Ana Gerschenfeld, in Jornal Público
Por esse mundo fora, atinge--se o pico da infelicidade na meia-idade. Em Portugal não. Problema da amostra?
Dois economistas, veteranos das questões de economia e bem-estar, analisaram as respostas de mais de dois milhões de pessoas em 80 países, entre os quais Portugal, e encontraram um padrão de felicidade-infelicidade surpreendentemente constante. Ao que tudo indica, os seres humanos são sistematicamente mais felizes no início e no fim da vida - e mais infelizes no meio.
Andrew Oswald, da Universidade de Warwick, no Reino Unido, e David Blanchflower do Dartmouth College, nos EUA, que irão publicar os seus resultados na revista Social Science & Medicine, utilizaram os dados de diversos grandes inquéritos: os General Social Surveys nos EUA e, na Europa, os Eurobarómetros. Também analisaram dados europeus de saúde mental e, para o resto do mundo, os inquéritos do World Value Survey, uma colaboração científica internacional desenvolvida por sociólogos.
O resultado: uma "curva da felicidade" em forma de U com o seu ponto mais baixo entre os 40 e os 50 anos. "Acontece aos homens e às mulheres, aos solteiros e aos casados, aos ricos e aos pobres, aos que têm filhos e aos que não têm", diz Oswald, citado por um comunicado da sua universidade. E em todos os países analisados, sejam eles desenvolvidos ou em vias de o serem (excepto, contudo, num grupo de oito países para os quais os investigadores invocam a fraca qualidade dos dados disponíveis e, talvez, a baixa esperança de vida).

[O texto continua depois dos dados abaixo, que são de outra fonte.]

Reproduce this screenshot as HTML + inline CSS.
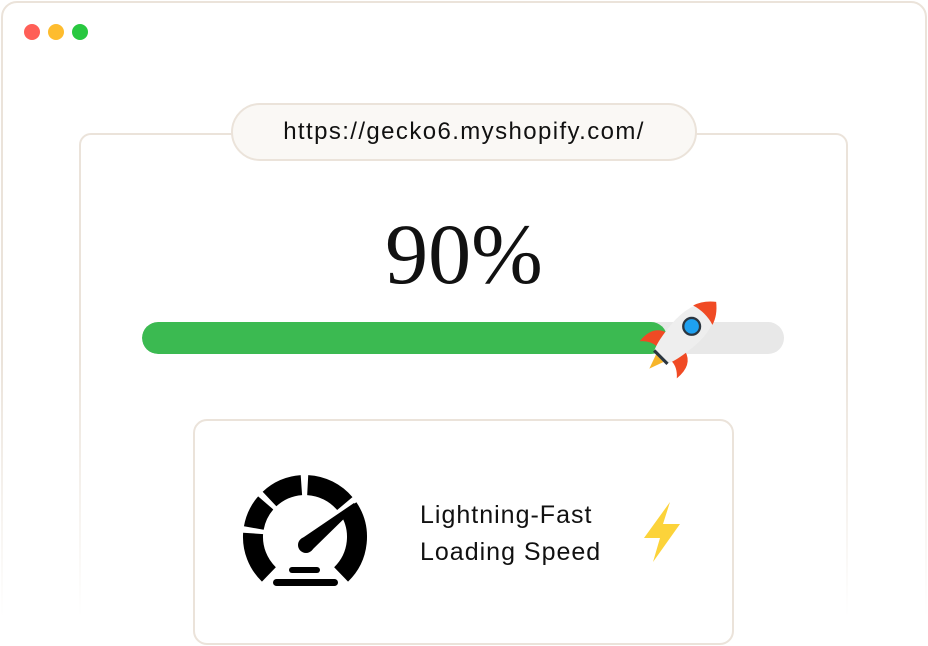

Mas o facto é que, em 72 países, da Albânia e Argentina ao Uzbequistão e ao Zimbabwe, passando pela Holanda, Noruega ou Portugal, começamos por ser felizes, vamos ficando deprimidos ao longo dos anos e, a dada altura, voltamos a sentir-nos satisfeitos com a vida. A descida e a subida não são bruscas mas graduais. No Reino Unido, bate-se no fundo, em média, aos 44 anos. Nos EUA - e nisto é a excepção à regra em termos de diferenças entre os sexos -, as mulheres ficam mais deprimidas aos 40 e os homens aos 50. "Mas é alentador saber que, quando chegamos aos 70, se estivermos ainda em boa forma física, então em média estaremos tão felizes e mentalmente sãos como um jovem de 20 anos", diz Oswald.
Ninguém sabe porque é que este padrão surge de forma tão sistemática. Uma possível explicação será que as pessoas "aprendem a adaptar-se às suas forças e fraquezas e abandonam as suas aspirações inexequíveis", salienta Oswald. Outra, que as pessoas felizes vivem mais tempo. Ou que "quando as pessoas vêem morrer outras da mesma idade, dão mais valor aos anos que lhes restam".
O caso português
Em Fevereiro do ano passado, Oswald e Blanchflower tinham publicado um estudo onde mostravam que quanto maior a felicidade de uma nação, menor a prevalência da hipertensão. Dos resultados depreendia-se que Portugal estava na cauda da Europa nesse pelouro (ver PÚBLICO de 20.02.2007). Também no novo estudo parece existir uma particularidade portuguesa, ao menos em relação à esmagadora maioria da Europa Ocidental: a idade de maior infelicidade, numa amostra de 25.529 pessoas, situa-se aos 66 anos de idade (há um desvio do mesmo tipo, um pouco mais pequeno, em Itália, onde a média do pico de infelicidade, numa amostra de 35.327 pessoas, surge aos 64 anos).
Interrogado pelo PÚBLICO, Oswald respondeu que se a amostra fosse maior, os resultados iriam provavelmente nivelar-se, tornando a média portuguesa igual às outras: "Não acho que Portugal seja diferente dos outros países", frisou.
Mas a singularidade é curiosa. Será que por cá as pessoas atingem mais tarde a "felicidade" porque se reformam mais tarde? E será a forma em U um sinal de que apenas somos felizes quando não precisamos de trabalhar para viver e podemos desfrutar da vida - ou seja, na infância e na velhice?